Hirata also shared a condensed version of the Japanese tea ceremony with attendees, as its typical length is approximately four hours. She shared some of her personal experiences and sentimental memories throughout the ceremony. 

Nagatomo shared her thoughts on Hirata’s event. 

“I have always been aware of the historical and cultural significance of tea. The Japanese tea ceremony is an art form that is complex but simple at the same time. Although I had some prior knowledge and idea of how the tea ceremony works, this was actually my first time witnessing it,” Nagamoto said. “I really enjoyed learning about Professor Hirata’s journey in learning the intricacies of the tea ceremony. A lot of what she spoke about, particularly the concept of ‘ichigo-ichie,’ reminded me a lot of the Japanese teachings that have been instilled in me, like finding beauty in simplicity and living in the moment. And, of course, it was nice to have some Japanese sweets again.”

First-year Jonathan Cheng also shared his experience attending the event. 

“I enjoyed how accessible the lecture was to everyone, as normally one has to take an upper-level Japanese course to be part of the tea ceremony,” Cheng said. “Thus, this allowed me to witness a meaningful part of Japanese culture.”

The tea room was filled with curious minds who were eager to participate in the colloquium event. In response to Hirata’s lecture, attendees posed questions concerning alternate uses for the tea room, the length of the ceremony, the frequency at which it is used and if it is truly enjoyed by everyone in Japan. 

Hirata enthusiastically shared her gratitude for how the event turned out. 

“I’m happy about how the event went this Tuesday. It was my way of thanking wonderful people who were involved in this tea room project,” Hirata said. “Much appreciation goes to Colgate alumni’s Japanese Studies Fund and my Harrington and Shirley Drake chair in the humanities.
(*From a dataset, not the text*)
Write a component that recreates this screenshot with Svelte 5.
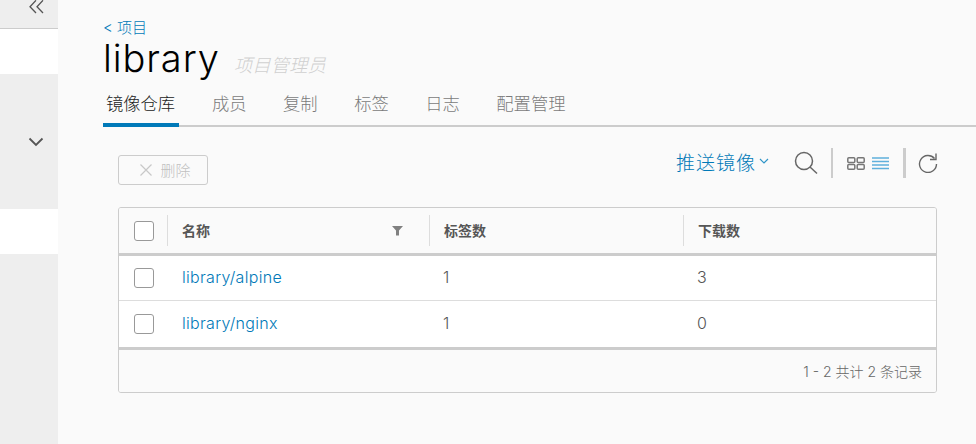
<script>
    const tabs = ["镜像仓库", "成员", "复制", "标签", "日志", "配置管理"];
    const rows = [
        { name: "library/alpine", tags: 1, pulls: 3 },
        { name: "library/nginx", tags: 1, pulls: 0 }
    ];
</script>

<div class="page">
    <nav class="sidebar">
        <div class="collapse">
            <svg width="16" height="14" viewBox="0 0 16 14" aria-hidden="true">
                <path d="M8 0.300 2 6.700l6 6.300M15 0.300 9 6.700l6 6.300" fill="none" stroke="#555" stroke-width="1.300" />
            </svg>
        </div>
        <div class="nav-item"></div>
        <div class="nav-group">
            <svg width="16" height="10" viewBox="0 0 16 10" aria-hidden="true">
                <path d="M1.500 1.500 8 8l6.500-6.500" fill="none" stroke="#555" stroke-width="1.800" />
            </svg>
        </div>
        <div class="nav-item"></div>
    </nav>

    <main class="content">
        <a class="back" href="#projects">&lt; 项目</a>
        <div class="title-row">
            <h1>library</h1>
            <span class="role">项目管理员</span>
        </div>

        <ul class="tabs">
            {#each tabs as tab, i}
                <li class:active={i === 0}>{tab}</li>
            {/each}
        </ul>

        <section class="repos">
            <div class="toolbar">
                <button class="delete" type="button" disabled>
                    <svg width="14" height="14" viewBox="0 0 14 14" aria-hidden="true">
                        <path d="M1.500 1.500l11 11M12.500 1.500l-11 11" stroke="#c8c8c8" stroke-width="1.200" />
                    </svg>
                    <span>删除</span>
                </button>
                <div class="actions">
                    <span class="push">推送镜像
                        <svg width="10" height="6" viewBox="0 0 10 6" aria-hidden="true">
                            <path d="M1 1l4 4 4-4" fill="none" stroke="#2f95c8" stroke-width="1.200" />
                        </svg>
                    </span>
                    <svg class="search" width="24" height="24" viewBox="0 0 24 24" aria-hidden="true">
                        <circle cx="10" cy="10" r="8.500" fill="none" stroke="#666" stroke-width="1.500" />
                        <path d="M16 16l7 6.500" stroke="#666" stroke-width="1.500" />
                    </svg>
                    <span class="divider"></span>
                    <svg class="grid" width="18" height="13" viewBox="0 0 18 13" aria-hidden="true">
                        <g fill="none" stroke="#777" stroke-width="1.500">
                            <rect x="0.800" y="0.800" width="7" height="4.600" rx="1" />
                            <rect x="10.200" y="0.800" width="7" height="4.600" rx="1" />
                            <rect x="0.800" y="7.600" width="7" height="4.600" rx="1" />
                            <rect x="10.200" y="7.600" width="7" height="4.600" rx="1" />
                        </g>
                    </svg>
                    <svg class="list" width="17" height="13" viewBox="0 0 17 13" aria-hidden="true">
                        <path d="M0 1h17M0 4.500h17M0 8h17M0 11.500h17" stroke="#5fb0dc" stroke-width="1.300" />
                    </svg>
                    <span class="divider second"></span>
                    <svg class="refresh" width="20" height="20" viewBox="0 0 20 20" aria-hidden="true">
                        <path d="M16.500 5.500A8.500 8.500 0 1 0 18.500 11" fill="none" stroke="#666" stroke-width="1.400" />
                        <path d="M18 0.500v6h-6" fill="none" stroke="#666" stroke-width="1.400" />
                    </svg>
                </div>
            </div>

            <div class="grid-table">
                <div class="head row">
                    <div class="cell check"><span class="box"></span></div>
                    <div class="cell name">
                        <span>名称</span>
                        <svg width="11" height="11" viewBox="0 0 11 11" aria-hidden="true">
                            <path d="M0 1h11L7 5.500V10.500H4V5.500z" fill="#808080" />
                        </svg>
                    </div>
                    <div class="cell tags"><span>标签数</span></div>
                    <div class="cell pulls"><span>下载数</span></div>
                </div>
                {#each rows as row}
                    <div class="body row">
                        <div class="cell check"><span class="box"></span></div>
                        <div class="cell name"><a href="#repo">{row.name}</a></div>
                        <div class="cell tags">{row.tags}</div>
                        <div class="cell pulls">{row.pulls}</div>
                    </div>
                {/each}
                <div class="foot">1 - 2 共计 2 条记录</div>
            </div>
        </section>
    </main>
</div>

<style>
    :global(body) {
        margin: 0;
        background: #fafafa;
    }

    .page {
        display: flex;
        width: 976px;
        height: 444px;
        overflow: hidden;
        font-family: "Inter", "Noto Sans CJK SC", sans-serif;
        font-weight: 300;
        color: #565656;
    }

    .sidebar {
        width: 58px;
        flex: none;
        background: #eeeeee;
        display: flex;
        flex-direction: column;
    }

    .collapse {
        height: 28px;
        border-bottom: 1px solid #cccccc;
        display: flex;
        justify-content: flex-end;
        align-items: flex-start;
        padding-right: 14px;
    }

    .nav-item {
        height: 45px;
        background: #ffffff;
        flex: none;
    }

    .nav-group {
        height: 135px;
        flex: none;
        display: flex;
        justify-content: flex-end;
        padding-right: 14px;
        padding-top: 63px;
        box-sizing: border-box;
    }

    .content {
        flex: 1;
        min-width: 0;
        padding: 19px 0 0 45px;
    }

    .back {
        display: block;
        font-size: 15px;
        line-height: 18px;
        color: #0079b8;
        text-decoration: none;
    }

    .title-row {
        display: flex;
        align-items: flex-start;
        gap: 14px;
        height: 45px;
        margin-top: -1px;
    }

    h1 {
        margin: 0;
        font-size: 38px;
        font-weight: 300;
        line-height: 44px;
        color: #000000;
        letter-spacing: 0.9px;
    }

    .role {
        font-size: 18.400px;
        line-height: 22px;
        margin-top: 18px;
        font-style: italic;
        color: #d0d0d0;
    }

    .tabs {
        list-style: none;
        display: flex;
        gap: 36.500px;
        margin: 8px 0 0;
        padding: 0;
        height: 38px;
        box-sizing: border-box;
        border-bottom: 2px solid #cccccc;
    }

    .tabs li {
        height: 36px;
        font-size: 17.300px;
        line-height: 30px;
        color: #7a7a7a;
        box-sizing: border-box;
    }

    .tabs li.active {
        color: #222222;
        padding: 0 3px;
        width: 76px;
        margin-right: -3.500px;
        border-bottom: 4px solid #0079b8;
        height: 38px;
    }

    .repos {
        padding: 0 39px 0 15px;
    }

    .toolbar {
        display: flex;
        justify-content: space-between;
        align-items: flex-start;
        padding-top: 21px;
        height: 80px;
        box-sizing: border-box;
    }

    .delete {
        width: 90px;
        height: 30px;
        margin-top: 7px;
        padding: 0 0 0 4px;
        display: flex;
        align-items: center;
        justify-content: center;
        gap: 7px;
        font: inherit;
        font-size: 15px;
        color: #c0c0c0;
        background: transparent;
        border: 1px solid #cccccc;
        border-radius: 3px;
    }

    .delete span {
        margin-top: -2px;
    }

    .actions {
        display: flex;
        align-items: center;
        height: 30px;
        margin-right: -1px;
    }

    .push {
        font-size: 19px;
        color: #0079b8;
        letter-spacing: 1px;
        display: flex;
        align-items: center;
        gap: 3px;
        margin-top: -4px;
    }

    .search {
        margin-left: 25px;
    }

    .divider {
        width: 2px;
        height: 30px;
        background: #cccccc;
        margin-left: 13px;
    }

    .grid {
        margin-left: 14px;
    }

    .list {
        margin-left: 7px;
    }

    .divider.second {
        width: 3px;
        margin-left: 14px;
    }

    .refresh {
        margin-left: 12px;
        margin-right: 0;
    }

    .grid-table {
        border: 1px solid #cccccc;
        border-radius: 3px;
        background: #ffffff;
        width: 819px;
        height: 186px;
        box-sizing: border-box;
        overflow: hidden;
        display: flex;
        flex-direction: column;
    }

    .row {
        display: grid;
        grid-template-columns: 48px 262px 254px 1fr;
    }

    .head {
        height: 48px;
        background: #fafafa;
        border-bottom: 3px solid #cccccc;
        box-sizing: border-box;
        font-size: 14px;
        font-weight: 700;
        padding-top: 7px;
    }

    .head .cell {
        height: 31px;
        border-left: 1px solid #dddddd;
    }

    .head .cell span:not(.box) {
        margin-top: -2px;
    }

    .head .check {
        border-left: 0;
    }

    .body {
        height: 45px;
        border-bottom: 1px solid #dddddd;
        box-sizing: border-box;
        font-size: 16px;
        color: #565656;
    }

    .body + .body {
        height: 46px;
        border-bottom: 0;
    }

    .cell {
        display: flex;
        align-items: center;
        padding-left: 14px;
        box-sizing: border-box;
    }

    .check {
        padding-left: 15px;
    }

    .head .name {
        justify-content: space-between;
        padding-right: 26px;
    }

    .box {
        width: 20px;
        height: 20px;
        box-sizing: border-box;
        border: 1px solid #999999;
        border-radius: 3px;
        background: #ffffff;
    }

    .body .name {
        padding-left: 15px;
    }

    .body .cell:not(.check) {
        padding-bottom: 2px;
    }

    .body a {
        color: #0079b8;
        text-decoration: none;
        letter-spacing: 0.3px;
    }

    .foot {
        flex: 1;
        background: #fafafa;
        border-top: 3px solid #cccccc;
        padding-right: 14px;
        display: flex;
        justify-content: flex-end;
        align-items: center;
        font-size: 14px;
        color: #666666;
    }
</style>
It involved huge international shipping and traveling made it complex and bumpy in some moments, but I was very touched by the kindness and support of the people who trusted me to lead to a success. I’m deeply committed to return my thanks to Colgate.” 

At the end of the event, students and faculty discussed the ongoing battle of cultural appropriation and cultural appreciation in today’s world. While there was no consensus on how to fix this issue, the group now has a collective understanding on what constitutes appropriation and appreciation.